• [YOUR INSTRUCTIONS]
Check each line of the listing below for the string "this", and copy the ones that have it.

━━━ DATA FOR THE TASK ━━━

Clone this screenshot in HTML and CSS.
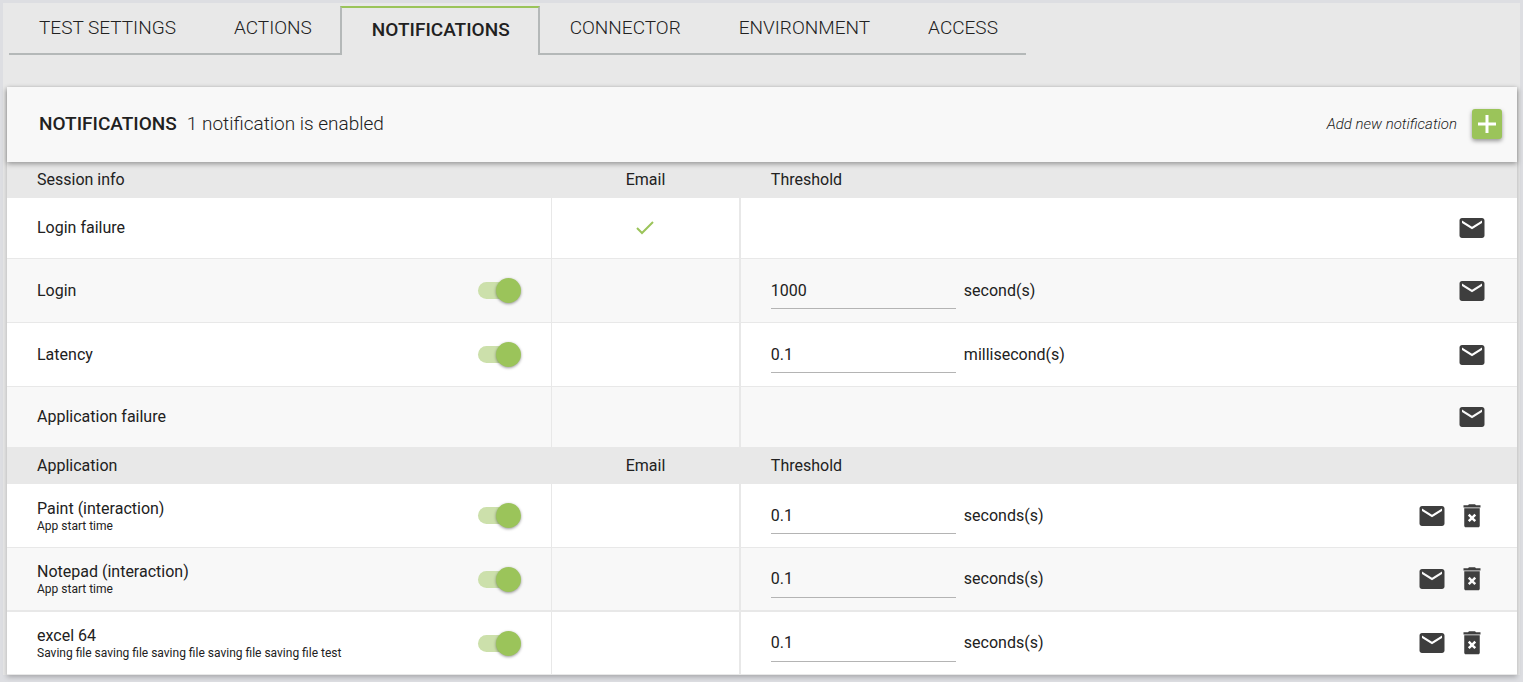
FILE: index.html
```html
<!DOCTYPE html>
<html lang="en">
  <head>
    <meta charset="UTF-8">
    <meta name="viewport" content="width=device-width, initial-scale=1">
    <title>Notifications</title>
    <link rel="stylesheet" href="styles.css">
  </head>
  <body>
    <svg class="sprite" aria-hidden="true">
      <symbol id="icon-mail" viewBox="0 0 24 24">
        <path d="M20 4H4c-1.1 0-1.99.9-1.99 2L2 18c0 1.1.9 2 2 2h16c1.1 0 2-.9 2-2V6c0-1.1-.9-2-2-2zm0 4l-8 5-8-5V6l8 5 8-5v2z"/>
      </symbol>
      <symbol id="icon-delete" viewBox="0 0 24 24">
        <path fill-rule="evenodd" d="M5.2 3.4h3.6l.8-.8h4.8l.8.8h3.6v1.7H5.2zM5.8 5.7h12.4v14.1c0 .7-.5 1.2-1.2 1.2H7c-.7 0-1.2-.5-1.2-1.2zM10.1 10.2L8.7 11.6l1.9 1.9-1.9 1.9 1.4 1.4 1.9-1.9 1.9 1.9 1.4-1.4-1.9-1.9 1.9-1.9-1.4-1.4-1.9 1.9z"/>
      </symbol>
    </svg>

    <div class="page">
      <nav class="tabs">
        <a href="#" class="tab">TEST SETTINGS</a>
        <a href="#" class="tab">ACTIONS</a>
        <a href="#" class="tab active" aria-current="page">NOTIFICATIONS</a>
        <a href="#" class="tab">CONNECTOR</a>
        <a href="#" class="tab">ENVIRONMENT</a>
        <a href="#" class="tab">ACCESS</a>
      </nav>

      <div class="card">
        <div class="card-header">
          <h2>NOTIFICATIONS</h2>
          <span class="summary">1 notification is enabled</span>
          <label class="add-label" for="add">Add new notification</label>
          <button type="button" class="add-button" id="add">
            <svg viewBox="0 0 30 30"><path d="M6 15h18M15 6v18"/></svg>
          </button>
        </div>

        <table class="list">
          <colgroup>
            <col class="col-name">
            <col class="col-email">
            <col class="col-threshold">
            <col class="col-actions">
          </colgroup>
          <tbody>
            <tr class="head">
              <th>Session info</th>
              <th class="email">Email</th>
              <th>Threshold</th>
              <th></th>
            </tr>
            <tr class="plain">
              <td>Login failure</td>
              <td class="email"><svg class="check" viewBox="0 0 18 14"><path d="M1 7l5 5L17 1"/></svg></td>
              <td></td>
              <td><div class="actions"><button type="button" aria-label="Email"><svg><use href="#icon-mail"/></svg></button></div></td>
            </tr>
            <tr>
              <td><label class="name"><span>Login</span><input type="checkbox" class="toggle" checked></label></td>
              <td class="email"></td>
              <td><label class="threshold"><input type="text" value="1000"><span>second(s)</span></label></td>
              <td><div class="actions"><button type="button" aria-label="Email"><svg><use href="#icon-mail"/></svg></button></div></td>
            </tr>
            <tr>
              <td><label class="name"><span>Latency</span><input type="checkbox" class="toggle" checked></label></td>
              <td class="email"></td>
              <td><label class="threshold"><input type="text" value="0.1"><span>millisecond(s)</span></label></td>
              <td><div class="actions"><button type="button" aria-label="Email"><svg><use href="#icon-mail"/></svg></button></div></td>
            </tr>
            <tr class="plain">
              <td>Application failure</td>
              <td class="email"></td>
              <td></td>
              <td><div class="actions"><button type="button" aria-label="Email"><svg><use href="#icon-mail"/></svg></button></div></td>
            </tr>
          </tbody>
          <tbody>
            <tr class="head">
              <th>Application</th>
              <th class="email">Email</th>
              <th>Threshold</th>
              <th></th>
            </tr>
            <tr>
              <td><label class="name"><span>Paint (interaction)<small>App start time</small></span><input type="checkbox" class="toggle" checked></label></td>
              <td class="email"></td>
              <td><label class="threshold"><input type="text" value="0.1"><span>seconds(s)</span></label></td>
              <td>
                <div class="actions">
                  <button type="button" aria-label="Email"><svg><use href="#icon-mail"/></svg></button>
                  <button type="button" aria-label="Delete"><svg><use href="#icon-delete"/></svg></button>
                </div>
              </td>
            </tr>
            <tr class="divided">
              <td><label class="name"><span>Notepad (interaction)<small>App start time</small></span><input type="checkbox" class="toggle" checked></label></td>
              <td class="email"></td>
              <td><label class="threshold"><input type="text" value="0.1"><span>seconds(s)</span></label></td>
              <td>
                <div class="actions">
                  <button type="button" aria-label="Email"><svg><use href="#icon-mail"/></svg></button>
                  <button type="button" aria-label="Delete"><svg><use href="#icon-delete"/></svg></button>
                </div>
              </td>
            </tr>
            <tr class="last">
              <td><label class="name"><span>excel 64<small>Saving file saving file saving file saving file saving file test</small></span><input type="checkbox" class="toggle" checked></label></td>
              <td class="email"></td>
              <td><label class="threshold"><input type="text" value="0.1"><span>seconds(s)</span></label></td>
              <td>
                <div class="actions">
                  <button type="button" aria-label="Email"><svg><use href="#icon-mail"/></svg></button>
                  <button type="button" aria-label="Delete"><svg><use href="#icon-delete"/></svg></button>
                </div>
              </td>
            </tr>
          </tbody>
        </table>
      </div>
    </div>
  </body>
</html>
```

FILE: styles.css
```css
* {
  box-sizing: border-box;
}
body {
  margin: 0;
  padding: 3px 3px 8px;
  background: #dddee2;
  color: #212121;
  font-family: Roboto, 'Liberation Sans', sans-serif;
  font-size: 16px;
  line-height: 20px;
}
.sprite {
  display: none;
}
button {
  padding: 0;
  border: none;
  background: none;
  cursor: pointer;
}
.page {
  padding: 3px 3px 0 4px;
  background: #e8e8e8;
}

/* tabs */
.tabs {
  display: flex;
  width: fit-content;
  height: 49px;
  margin: 0 2px 32px;
}
.tab {
  padding: 10px 28px 0 30px;
  border-bottom: 2px solid #b4b8b8;
  color: #212121;
  font-size: 19px;
  font-weight: 300;
  line-height: 24px;
  text-decoration: none;
}
.tab.active {
  border: 2px solid #b4b8b8;
  border-top-color: #9bc45a;
  border-bottom: none;
  font-weight: 500;
}

/* card */
.card {
  background: #fff;
  box-shadow: 0 2px 5px rgba(0,0,0,0.25);
}
.card-header {
  position: relative;
  display: flex;
  align-items: center;
  height: 75px;
  padding: 0 15px 1px 32px;
  background: #f8f8f8;
  box-shadow: 0 2px 5px rgba(0,0,0,0.35);
}
.card-header h2 {
  margin: 0 10px 0 0;
  font-size: 19px;
  font-weight: 500;
  line-height: 22px;
}
.summary {
  font-size: 19px;
  font-weight: 300;
  line-height: 22px;
}
.add-label {
  margin: 0 15px 0 auto;
  font-size: 15px;
  font-style: italic;
  font-weight: 300;
}
.add-button {
  width: 30px;
  height: 30px;
  border-radius: 3px;
  background: #9bc45a;
  box-shadow: 0 2px 4px rgba(0,0,0,0.4);
}
.add-button svg {
  display: block;
  fill: none;
  stroke: #fff;
  stroke-width: 3;
}

/* list */
.list {
  width: 100%;
  table-layout: fixed;
  border-collapse: separate;
  border-spacing: 0;
}
.col-name {
  width: 36.1%;
}
.col-email {
  width: 12.5%;
}
.col-actions {
  width: 120px;
}
th,
td {
  height: 64px;
  padding: 0 30px;
  border-bottom: 1px solid #e8e8e8;
  text-align: left;
  font-weight: 400;
}
.head th {
  height: 36px;
  background: #e8e8e8;
}
.plain td {
  height: 61px;
}
.divided td {
  border-bottom-width: 2px;
}
.last td {
  height: 63px;
}
tr:nth-child(odd) td {
  background: #f8f8f8;
}
.last:nth-child(even) td {
  background: #fff;
}
td:first-child {
  border-right: 1px solid #e8e8e8;
}
.email {
  border-right: 2px solid #e8e8e8;
  text-align: center;
}
td:last-child {
  padding: 0;
}
.check {
  display: block;
  width: 18px;
  height: 14px;
  margin: auto;
  fill: none;
  stroke: #9bc45a;
  stroke-width: 2;
}
.name {
  display: flex;
  align-items: center;
  justify-content: space-between;
}
.name small {
  display: block;
  font-size: 12px;
  line-height: 14px;
}
.toggle {
  appearance: none;
  position: relative;
  width: 36px;
  height: 17px;
  margin: 0 7px 0 0;
  border-radius: 9px;
  background: #cce0ab;
  cursor: pointer;
}
.toggle::after {
  content: '';
  position: absolute;
  top: -4px;
  right: -7px;
  width: 25px;
  height: 25px;
  border-radius: 50%;
  background: #9bc45a;
  box-shadow: 0 1px 3px rgba(0,0,0,0.4);
}
.threshold {
  display: flex;
  align-items: center;
  gap: 8px;
}
.threshold input {
  width: 185px;
  height: 37px;
  padding: 0;
  border: none;
  border-bottom: 1px solid #b4b4b4;
  background: none;
  color: inherit;
  font: inherit;
  outline: none;
}
.actions {
  display: flex;
  justify-content: flex-end;
  gap: 10px;
  padding-right: 30px;
}
.actions svg {
  display: block;
  width: 30px;
  height: 30px;
  fill: #3e3e3e;
}
```
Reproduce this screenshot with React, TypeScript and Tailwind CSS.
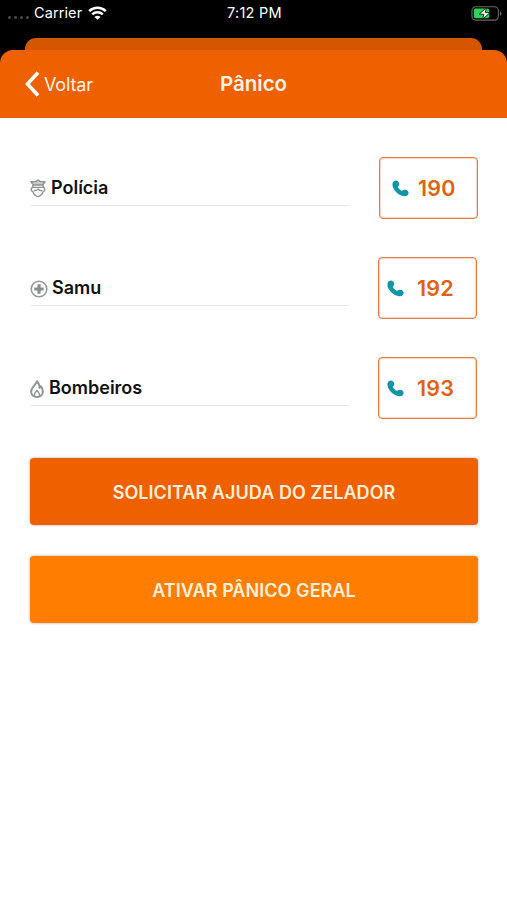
import type { ReactNode } from "react";

interface EmergencyRowProps {
  label: string;
  number: string;
  icon: ReactNode;
  className?: string;
  labelClassName: string;
  phoneClassName: string;
}

function StatusBar() {
  return (
    <div className="flex h-[38px] items-start text-white">
      <div className="flex h-[26px] flex-1 items-center pl-2">
        <div className="mt-[9px] flex gap-[3px]">
          <span className="size-[3px] rounded-full bg-[#4a4a4a]" />
          <span className="size-[3px] rounded-full bg-[#4a4a4a]" />
          <span className="size-[3px] rounded-full bg-[#4a4a4a]" />
          <span className="size-[3px] rounded-full bg-[#4a4a4a]" />
        </div>
        <span className="ml-[5px] w-[49px] text-[14.5px] tracking-[0.1px] whitespace-nowrap">Carrier</span>
        <svg className="ml-[5px]" width="19" height="14" viewBox="0 0 19 14" fill="none">
          <path d="M1.2 5.1a12 12 0 0 1 16.6 0" stroke="white" strokeWidth="2.7" />
          <path d="M4.2 8.3a7.7 7.7 0 0 1 10.6 0" stroke="white" strokeWidth="2.5" />
          <path d="M9.5 13.8 6.5 11a4.2 4.2 0 0 1 6 0Z" fill="white" />
        </svg>
      </div>
      <span className="h-[26px] w-[56px] text-[14.5px] leading-[26px] tracking-[0.25px] whitespace-nowrap">7:12 PM</span>
      <div className="flex h-[26px] flex-1 items-center justify-end pr-[5px]">
        <svg width="31" height="15" viewBox="0 0 31 15" fill="none">
          <rect x="1" y="0.7" width="26.3" height="13.4" rx="3.8" stroke="#6b6b6b" strokeWidth="1.1" />
          <path d="M29 5.1c1.9.7 1.9 4.1 0 4.8Z" fill="#6b6b6b" />
          <rect x="2.8" y="2.5" width="15.5" height="9.8" rx="2" fill="#30d158" />
          <path d="M15.6 1.7 8.2 8.2h4.7l-1.4 5.1 7.5-6.7h-4.8Z" fill="white" stroke="black" strokeWidth="0.8" />
        </svg>
      </div>
    </div>
  );
}

function PoliceIcon() {
  return (
    <svg width="16" height="19" viewBox="0 0 16 19" fill="none" stroke="#8a9392" strokeWidth="1.4" strokeLinejoin="round">
      <path d="M8 1 5.5 2.6 1 2.8 3.3 6h9.4L15 2.8l-4.500-.2Z" fill="#c9cecd" />
      <path d="M3 6.200 2.600 8.400h10.800L13 6.200" />
      <path d="M2.600 8.400C.5 9 .7 11.800 2.600 12.400 3.500 15.200 6.400 17.600 8 17.600s4.500-2.400 5.400-5.200c1.900-.6 2.100-3.400 0-4" />
      <path d="M3.600 11.700c2.300 0 3.600-.5 4.400-1.600.8 1.100 2.100 1.600 4.400 1.600" />
    </svg>
  );
}

function MedicalIcon() {
  return (
    <svg width="18" height="18" viewBox="0 0 18 18" fill="none">
      <circle cx="9" cy="9" r="7.8" stroke="#929a99" strokeWidth="1.6" />
      <path d="M9 4.300v9.400M4.300 9h9.400" stroke="#858e8d" strokeWidth="3.2" />
    </svg>
  );
}

function FireIcon() {
  return (
    <svg width="14" height="18" viewBox="0 0 14 18" fill="none" stroke="#8d9695" strokeWidth="2" strokeLinejoin="round">
      <path d="M7 1.200C6.300 4.500 1.100 7.200 1.100 11.500 1.100 14.900 3.700 17 7 17s5.900-2.100 5.900-5.500c0-2.200-1-3.900-2.200-5.200-.3.700-.6 1.200-1.200 1.500C9.500 5.100 8.500 2.700 7 1.200Z" />
      <path d="M4.600 16.300c-1-2.200.3-3.700 2.400-5.900 2.100 2.200 3.400 3.700 2.400 5.900" strokeWidth="1.4" />
    </svg>
  );
}

function PhoneIcon({ className }: { className: string }) {
  return (
    <svg className={className} width="17" height="17" viewBox="0 0 17 17" fill="#0e96a8">
      <path d="M.5 3.400C.8 1.700 2.600.3 4.200.5c1.700.2 3 1.900 3 3.500 0 1.200-.7 1.800-1.200 2.500-.3.600-.1 1 .3 1.500.8 1 1.700 1.800 2.800 2.500.6.400 1 .4 1.500 0 .8-.7 1.800-1 2.900-.8 1.700.2 3.100 1.500 3.100 3 0 1.800-1.500 3.400-3.500 3.600-2.500.2-5.700-1.300-8.300-3.600C2.200 10.400.1 6.400.5 3.400Z" />
    </svg>
  );
}

function EmergencyRow({ label, number, icon, className = "", labelClassName, phoneClassName }: EmergencyRowProps) {
  return (
    <div className={`flex h-[62px] justify-between ${className}`}>
      <div className="flex h-[49px] flex-1 items-end border-b border-[#e6e8e9] pb-[7px]">
        {icon}
        <span className={`-mb-px text-[18px] leading-[22px] font-semibold text-[#111] ${labelClassName}`}>{label}</span>
      </div>
      <button className="ml-[29px] flex w-[99px] items-center rounded-[4px] border border-[#e87b3c] shadow-[inset_0_0_1px_0.5px_rgba(232,123,60,0.6)]">
        <PhoneIcon className={phoneClassName} />
        <span className="pt-px text-[21.5px] font-semibold tracking-[0.2px] text-[#e3600f]">{number}</span>
      </button>
    </div>
  );
}

export default function App() {
  return (
    <div className="h-[900px] w-[507px] overflow-hidden bg-black font-['Inter',sans-serif]">
      <StatusBar />

      {/* Edge of the screen behind the sheet */}
      <div className="mx-[25px] h-3 rounded-t-[11px] bg-[#d45700]" />

      {/* Header */}
      <header className="flex h-[68px] items-center rounded-t-[13px] bg-[#ee6000] text-[#fff3e8]">
        <div className="flex-1">
          <button className="ml-[25px] flex items-center text-[18px] tracking-[-0.15px]">
            <svg width="15" height="26" viewBox="0 0 15 26" fill="none" stroke="white" strokeWidth="3.6">
              <path d="M13 1.500 2.500 13 13 24.500" />
            </svg>
            <span className="ml-1">Voltar</span>
          </button>
        </div>
        <h1 className="text-[20.5px] font-semibold">Pânico</h1>
        <div className="flex-1" />
      </header>

      {/* Emergency numbers */}
      <main className="h-[782px] bg-white pt-[39px] pr-[29px] pl-[30px]">
        <EmergencyRow
          label="Polícia"
          number="190"
          icon={<PoliceIcon />}
          labelClassName="ml-[5px]"
          phoneClassName="ml-[12px] mr-[9px]"
        />
        <EmergencyRow
          label="Samu"
          number="192"
          icon={<MedicalIcon />}
          className="mt-[38px] pr-[1px]"
          labelClassName="ml-1"
          phoneClassName="ml-2 mr-[13px]"
        />
        <EmergencyRow
          label="Bombeiros"
          number="193"
          icon={<FireIcon />}
          className="mt-[38px] pr-[1px]"
          labelClassName="ml-[5px]"
          phoneClassName="ml-2 mr-[13px]"
        />

        {/* Actions */}
        <button className="mt-[39px] block h-[67px] w-full rounded-[4px] bg-[#ee6000] pt-px text-[18px] font-semibold tracking-[0.06px] text-[#fff0dc] shadow-[0_0_3px_rgba(0,0,0,0.35)]">
          SOLICITAR AJUDA DO ZELADOR
        </button>
        <button className="mt-[31px] block h-[67px] w-full rounded-[4px] bg-[#ff7d00] pt-px text-[18px] font-semibold tracking-[0.06px] text-[#fff0dc] shadow-[0_0_3px_rgba(0,0,0,0.35)]">
          ATIVAR PÂNICO GERAL
        </button>
      </main>
    </div>
  );
}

━━━

• [ANSWER TO THE PROBLEM]
Clone this screenshot in HTML and CSS.
Reproduce this screenshot with React, TypeScript and Tailwind CSS.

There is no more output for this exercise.